Uniq allows cleaning a stream of duplicates, an optional function allows generating an id to use for duplicate checking.

f(data) => string: optional function to return a string that can be used to compare uniqueness (for example an id)
options { uniq: optional array to use for checking uniqueness (allows testing against existing list)

static ParallelStream.from(arr, options={})

Create a new ParallelStream from an array, usually this will be the start of any pipeline of streams.

arr Array of any kind of object
output: Elements of arr, in order.

ParallelStream.reduce(f(acc, data, index)=>acc, initialAcc, cb(data), options={})

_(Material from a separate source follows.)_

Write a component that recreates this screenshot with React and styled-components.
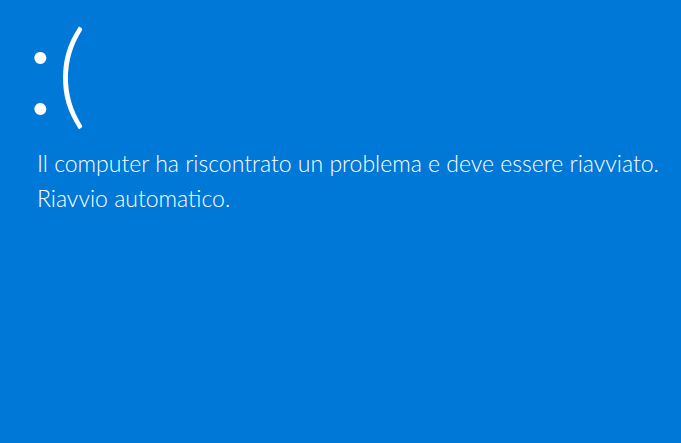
import React from "react";
import styled, { createGlobalStyle } from "styled-components";

const GlobalStyle = createGlobalStyle`
    html, body {
        margin: 0;
        padding: 0;
        background: #0078d7;
    }
`;

const Screen = styled.div`
    width: 681px;
    height: 443px;
    background: #0078d7;
    color: #ffffff;
    font-family: "Lato", "Open Sans", sans-serif;
    font-weight: 300;
    padding: 0 0 0 37px;
    box-sizing: border-box;
    overflow: hidden;
`;

const Face = styled.div`
    display: flex;
    align-items: flex-start;
    height: 146px;
    margin-left: -12px;
`;

const Glyph = styled.span`
    display: block;
    font-size: ${(p) => p.$size}px;
    line-height: 0.85;
    margin-top: ${(p) => p.$top}px;
    margin-left: ${(p) => p.$left || 0}px;
`;

const Message = styled.p`
    margin: 0;
    font-size: 23px;
    line-height: 35px;
`;

export default function App() {
    return (
        <>
            <GlobalStyle />
            <Screen>
                <Face>
                    <Glyph $size={128} $top={11}>:</Glyph>
                    <Glyph $size={115} $top={21} $left={1}>(</Glyph>
                </Face>
                <Message>Il computer ha riscontrato un problema e deve essere riavviato.</Message>
                <Message>Riavvio automatico.</Message>
            </Screen>
        </>
    );
}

Behaves like Array.prototype.reduce()

f(acc, data, index): acc = result so far, data = next item from stream, index = index in stream
initialAcc:    Initial value to acc
cb(data):       Function to call after the last item is processed.

Note, as for Array.prototype.reduce(), if no initialAcc is provided, then the first item in the stream will be used as the initial value of acc, and the reduction function will get called for the first time using the index=1 and the second item from the stream.

Note that reduce() is the only one of the above functions (other than fork) that doesnt return a ParallelStream. This makes it suitable for ending a chain of streams to avoid the last stream pushing back. Expect to see .reduce() At the end of most pipelines.

Ordering

parallel-streams, as currently implemented, does NOT preserve the order in the streams.

This is intentional as the use case is to perform a bunch of tasks that will typically have an asynchronous component, For example it was used to crawl a resource - filter some contents, then retrieve the selected contents to a cache directory.

If the function (parallel) is synchronous, then that particular step in the chain should not re-order things, but (currently) that is not guarranteed.

See (issue#1)[#1] re potentially adding a flag to control the re-ordering behavior.